What no one tells you about being a boss is how lonely and isolating it is. Social media is filled with cutesy mugs and pink t-shirts splashed with BOSS BABE and GIRL BOSS and FEMPIRE, but I don't think we're spending enough time talking about the repercussions of becoming a boss: how you'll need to build your own support systems and structures because yours have disappeared; why getting left out of various office gatherings makes total sense -- Michael Scott is a caricature based in reality, my friends -- but it still stings; and how you'll suddenly really empathize with mothers of teenagers because everybody's mad at you, and you didn't even do anything. (This is because work is hard, and we all take our emotional stuff with us into the workplace, and sometimes we take it out on the people we work for and with.
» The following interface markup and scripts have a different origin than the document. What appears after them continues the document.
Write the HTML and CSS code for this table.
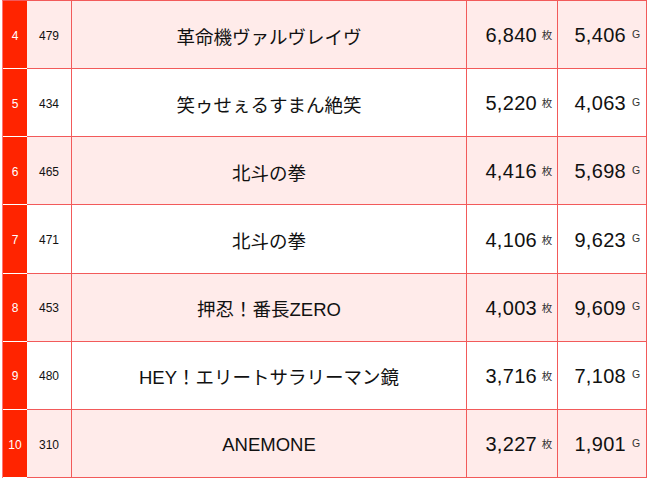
FILE: index.html
```html
<!DOCTYPE html>
<html lang="ja">
<head>
<meta charset="utf-8">
<link rel="stylesheet" href="styles.css">
</head>
<body>
<div class="table">
  <div class="row alt"><div class="rank">4</div><div class="no">479</div><div class="name">革命機ヴァルヴレイヴ</div><div class="val"><span class="num">6,840</span><span class="unit">枚</span></div><div class="val"><span class="num">5,406</span><span class="unit g">G</span></div></div>
  <div class="row"><div class="rank">5</div><div class="no">434</div><div class="name">笑ゥせぇるすまん絶笑</div><div class="val"><span class="num">5,220</span><span class="unit">枚</span></div><div class="val"><span class="num">4,063</span><span class="unit g">G</span></div></div>
  <div class="row alt"><div class="rank">6</div><div class="no">465</div><div class="name">北斗の拳</div><div class="val"><span class="num">4,416</span><span class="unit">枚</span></div><div class="val"><span class="num">5,698</span><span class="unit g">G</span></div></div>
  <div class="row"><div class="rank">7</div><div class="no">471</div><div class="name">北斗の拳</div><div class="val"><span class="num">4,106</span><span class="unit">枚</span></div><div class="val"><span class="num">9,623</span><span class="unit g">G</span></div></div>
  <div class="row alt"><div class="rank">8</div><div class="no">453</div><div class="name">押忍！番長ZERO</div><div class="val"><span class="num">4,003</span><span class="unit">枚</span></div><div class="val"><span class="num">9,609</span><span class="unit g">G</span></div></div>
  <div class="row"><div class="rank">9</div><div class="no">480</div><div class="name">HEY！エリートサラリーマン鏡</div><div class="val"><span class="num">3,716</span><span class="unit">枚</span></div><div class="val"><span class="num">7,108</span><span class="unit g">G</span></div></div>
  <div class="row alt"><div class="rank">10</div><div class="no">310</div><div class="name">ANEMONE</div><div class="val"><span class="num">3,227</span><span class="unit">枚</span></div><div class="val"><span class="num">1,901</span><span class="unit g">G</span></div></div>
</div>
</body>
</html>
```
FILE: styles.css
```css
* { box-sizing: border-box; }
html, body { margin: 0; padding: 0; background: #fff; }
body {
  font-family: "Liberation Sans", "Noto Sans CJK JP", sans-serif;
  color: #111;
}
.table {
  margin-left: 2px;
  width: 645px;
  border-top: 1px solid #f25a5a;
  border-left: 1px solid #f77;
}
.row {
  display: grid;
  grid-template-columns: 24px 45px 395px 91px 89px;
  height: 68.17px;
  background: #fff;
}
.row.alt { background: #ffebea; }
.row > div {
  display: flex;
  align-items: center;
  padding-top: 2px;
  border-bottom: 1px solid #f25a5a;
}
.rank {
  background: #ff2400;
  color: #fff;
  font-size: 12px;
  justify-content: center;
  border-bottom-color: #fff !important;
}
.no {
  font-size: 12px;
  justify-content: center;
  border-right: 1px solid #f25a5a;
}
.name {
  font-size: 18.5px;
  justify-content: center;
  border-right: 1px solid #f25a5a;
}
.val {
  justify-content: flex-end;
  padding-right: 3px;
  border-right: 1px solid #f25a5a;
}
.num {
  font-size: 20px;
  letter-spacing: 0.3px;
}
.unit {
  width: 14px;
  margin-left: 3px;
  text-align: center;
  font-size: 10.5px;
  color: #333;
  position: relative;
  top: -1px;
}
.unit.g { font-size: 10.5px; top: -2px; }
```
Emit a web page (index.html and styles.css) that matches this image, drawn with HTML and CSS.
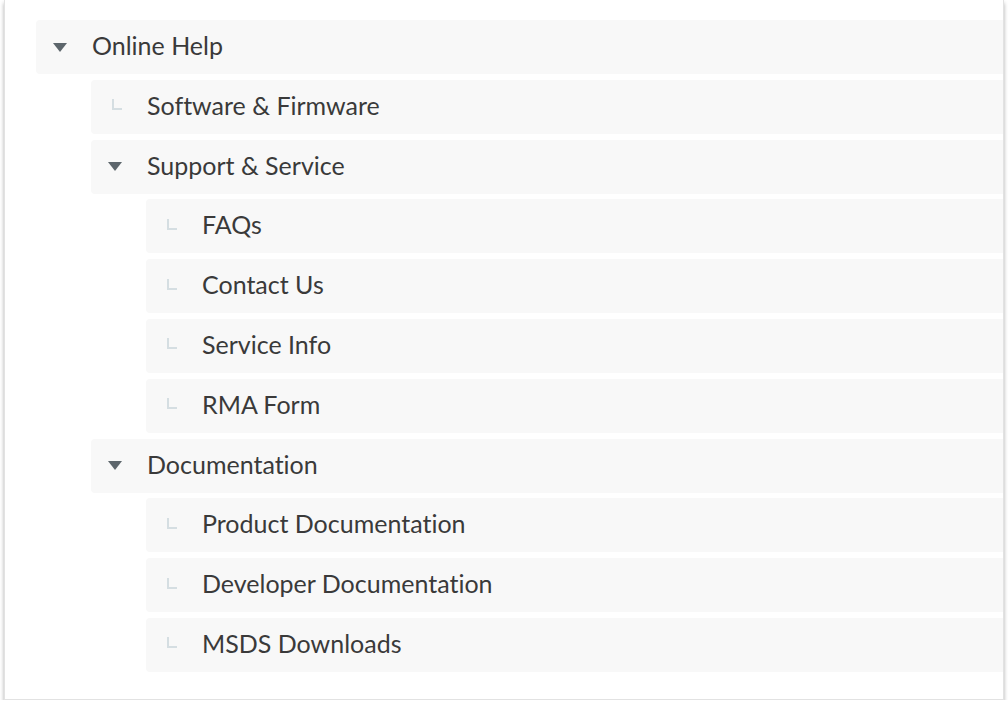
FILE: index.html
```html
<!DOCTYPE html>
<html>
<head>
<meta charset="utf-8">
<link rel="stylesheet" href="styles.css">
</head>
<body>
<div class="card">
  <ul class="tree">
    <li>
      <div class="row"><span class="icon"><span class="caret"></span></span><span class="label">Online Help</span></div>
      <ul class="tree sub">
        <li><div class="row"><span class="icon"><span class="elbow"></span></span><span class="label">Software &amp; Firmware</span></div></li>
        <li>
          <div class="row"><span class="icon"><span class="caret"></span></span><span class="label">Support &amp; Service</span></div>
          <ul class="tree sub">
            <li><div class="row"><span class="icon"><span class="elbow"></span></span><span class="label">FAQs</span></div></li>
            <li><div class="row"><span class="icon"><span class="elbow"></span></span><span class="label">Contact Us</span></div></li>
            <li><div class="row"><span class="icon"><span class="elbow"></span></span><span class="label">Service Info</span></div></li>
            <li><div class="row"><span class="icon"><span class="elbow"></span></span><span class="label">RMA Form</span></div></li>
          </ul>
        </li>
        <li>
          <div class="row"><span class="icon"><span class="caret"></span></span><span class="label">Documentation</span></div>
          <ul class="tree sub">
            <li><div class="row"><span class="icon"><span class="elbow"></span></span><span class="label">Product Documentation</span></div></li>
            <li><div class="row"><span class="icon"><span class="elbow"></span></span><span class="label">Developer Documentation</span></div></li>
            <li><div class="row"><span class="icon"><span class="elbow"></span></span><span class="label">MSDS Downloads</span></div></li>
          </ul>
        </li>
      </ul>
    </li>
  </ul>
</div>
</body>
</html>
```

FILE: styles.css
```css
html, body {
  margin: 0;
  padding: 0;
  background: #ffffff;
}
body {
  font-family: Lato, Inter, sans-serif;
  color: #3a3a3a;
}
.card {
  box-sizing: border-box;
  margin: 0 4px;
  height: 700px;
  background: #ffffff;
  border: 1px solid #e2e2e2;
  border-top: none;
  box-shadow: 0 3px 4px rgba(0, 0, 0, 0.32);
  padding: 20px 0 0 31px;
  overflow: hidden;
}
.tree {
  list-style: none;
  margin: 0;
  padding: 0;
  display: flex;
  flex-direction: column;
  gap: 5.8px;
}
.tree li {
  display: flex;
  flex-direction: column;
  gap: 5.8px;
}
.tree.sub {
  padding-left: 55px;
}
.row {
  display: flex;
  align-items: center;
  height: 54px;
  background: #f8f8f8;
  border-radius: 4px 0 0 4px;
  padding-left: 16px;
}
.icon {
  width: 40px;
  flex: none;
  display: flex;
  align-items: center;
  height: 54px;
}
.caret {
  width: 0;
  height: 0;
  border-left: 7.5px solid transparent;
  border-right: 7.5px solid transparent;
  border-top: 9px solid #5d666c;
  margin-left: 1px;
  margin-top: 0;
}
.elbow {
  display: block;
  width: 10px;
  height: 11px;
  border-left: 2px solid #d5dee2;
  border-bottom: 2px solid #d5dee2;
  margin-left: 5px;
  margin-top: -4px;
  box-sizing: border-box;
}
.label {
  font-size: 25px;
  line-height: 1;
  white-space: nowrap;
  font-variant-ligatures: none;
  margin-top: -3px;
}
```
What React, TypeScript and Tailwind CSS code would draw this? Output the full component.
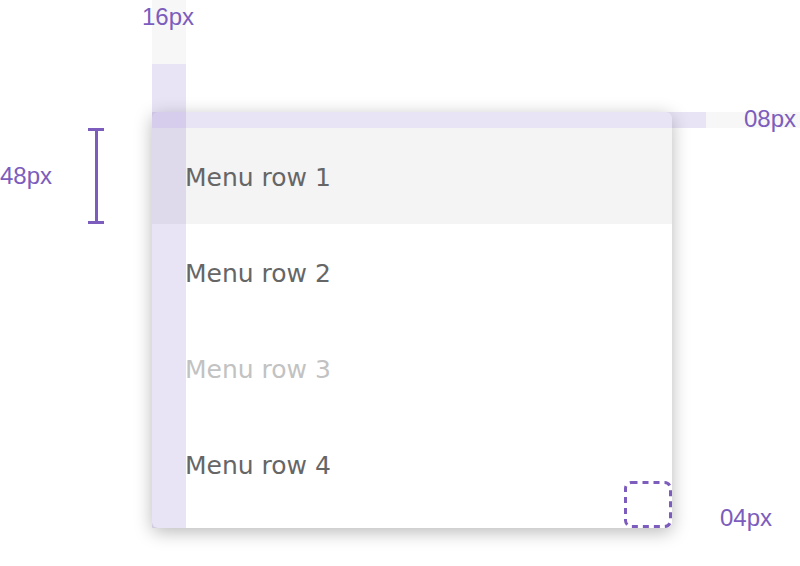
const rows = [
  { label: 'Menu row 1', active: true },
  { label: 'Menu row 2' },
  { label: 'Menu row 3', disabled: true },
  { label: 'Menu row 4' },
];

const labelCls = "absolute text-[24px] leading-none text-[#7c5cbd] font-['Liberation_Sans',sans-serif]";

export default function App() {
  return (
    <div className="relative h-[566px] w-[800px] overflow-hidden bg-white font-['DejaVu_Sans',sans-serif]">
      <div className="ml-[152px] mt-[112px] w-[520px] overflow-hidden rounded-[6px] bg-white py-4 shadow-[0_4px_18px_rgba(0,0,0,0.28)]">
        {rows.map((row) => (
          <div
            key={row.label}
            className={`flex h-24 items-center pl-[33px] pt-[3px] text-[25px] ${row.active ? 'bg-[#f4f4f4]' : ''} ${row.disabled ? 'text-[#c2c2c2]' : 'text-[#666666]'}`}
          >
            {row.label}
          </div>
        ))}
      </div>

      {/* spec overlays */}
      <div className="absolute left-[152px] top-0 h-16 w-[34px] bg-[#f7f7f7]" />
      <div className="absolute left-[152px] top-16 h-[464px] w-[34px] bg-[rgba(118,86,190,0.16)]" />
      <div className="absolute left-[152px] top-[112px] h-4 w-[554px] bg-[rgba(118,86,190,0.16)]" />
      <div className="absolute left-[706px] top-[112px] h-4 w-[94px] bg-[#f7f7f7]" />

      <div className="absolute left-[88px] top-[128px] flex h-[96px] w-4 flex-col items-center">
        <div className="h-[3px] w-4 bg-[#7c5cbd]" />
        <div className="w-[3px] flex-1 bg-[#7c5cbd]" />
        <div className="h-[3px] w-4 bg-[#7c5cbd]" />
      </div>

      <svg className="absolute left-[624px] top-[481px]" width="48" height="47" viewBox="0 0 48 47">
        <rect
          x="1.5"
          y="1.5"
          width="45"
          height="44"
          rx="6"
          fill="none"
          stroke="#7c5cbd"
          strokeWidth="3"
          strokeDasharray="6 5"
        />
      </svg>

      <span className={`${labelCls} left-[142px] top-[5px]`}>16px</span>
      <span className={`${labelCls} left-[744px] top-[107px]`}>08px</span>
      <span className={`${labelCls} left-0 top-[164px]`}>48px</span>
      <span className={`${labelCls} left-[720px] top-[506px]`}>04px</span>
    </div>
  );
}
This is life, and we're just people.)
It's fine, but I don't need a mug that says "I'm not bossy; I'm the boss." What I need is emotional support and really thick skin. These are the makings of a boss.
I have spent the majority of 2019 putting structures in place to make ownership of The Bookshelf sustainable. I have read books and talked to experts because I don't want burnout to be my reality. The world, I think, discusses burnout as an inevitability. But does it have to be?
On Thursday, I met with my business coach. (Seven months ago, I didn't know what a business coach was or if I was allowed to have one.) We Skyped for nearly two hours, strategically planning together for 2020, and I nearly wept when we hung up.
Aside from my mother and maybe Jordan -- God bless them both -- no one has ever sat down with me to plan for the life of the store. Prior to running The Bookshelf, I was a champion at tackling goals and New Year's resolutions and words of the year.
Now I am nothing but a pile of aching body parts by the time January 1 rolls around. I have energy for exactly nothing.
I cannot believe how helpful it was to have someone in my corner on Thursday, reassuring me about working from home, scheduling office hours and time on the floor, what to take off my plate and what to add.
When I look back on 2019, I think I will just see help. I have had so much help.
The only way entrepreneurship has been possible these last few years is thanks to therapy, good friends, and the Holy Spirit. In the last six months, I've added to the mix a business coach, a bookkeeper, a virtual assistant, a spiritual director, and a mastermind group. I feel like a freaking genius because I've discovered one of my new secrets of adulthood: I cannot do one bit of this by myself. And Jordan? My mom, my dad? My friends? They can't fill all of those roles, either. It's too much for any one person to bear.
I felt silly, a few months ago, when I looked and realized all the various "gurus" I was adding to my life. It felt so stereotypically millennial. Who did I think I was? And look: I know every bit of the above paragraph points to privilege. It is not lost on me, and this may not be my life's circumstance forever.
For now, though, this is what it takes to keep the ship sailing and the trains running on time. When I took over The Bookshelf, I wanted it to be recognized across the region as something truly special. I wanted Thomasville to trust me. I wanted to put good books in people's hands, and I wanted to do it really, really well.
I still want those things, and I'm realizing the best way to accomplish those goals is to continue asking for help.
A few years ago, I felt akin to the little red hen. The best way to get something done? To do it myself.
Oh, past Annie. You were so, so wrong. But you know what? That's okay, because you learned. You know better, and now you're doing better.
What a long, strange, roller coaster of an 11 months it's been. But this is the year I took the plunge and asked for help, and when I did? The floodgates opened. I am so, so grateful, and now I'm looking at ways my life might actually become my own again. I love The Bookshelf, but she is not all of me, and there are ways to keep her running smoothly without me drowning in the process.
As 2019 comes to a close, I'm grateful for how far it feels like I've come. The next month is guaranteed to hold chaos of all kinds and varieties, but I'm hopeful for January. And I'd like to think when the next year's challenges begin to rear their ugly heads -- as I know they will -- I'll be better equipped to look around and ask for help. What a gift.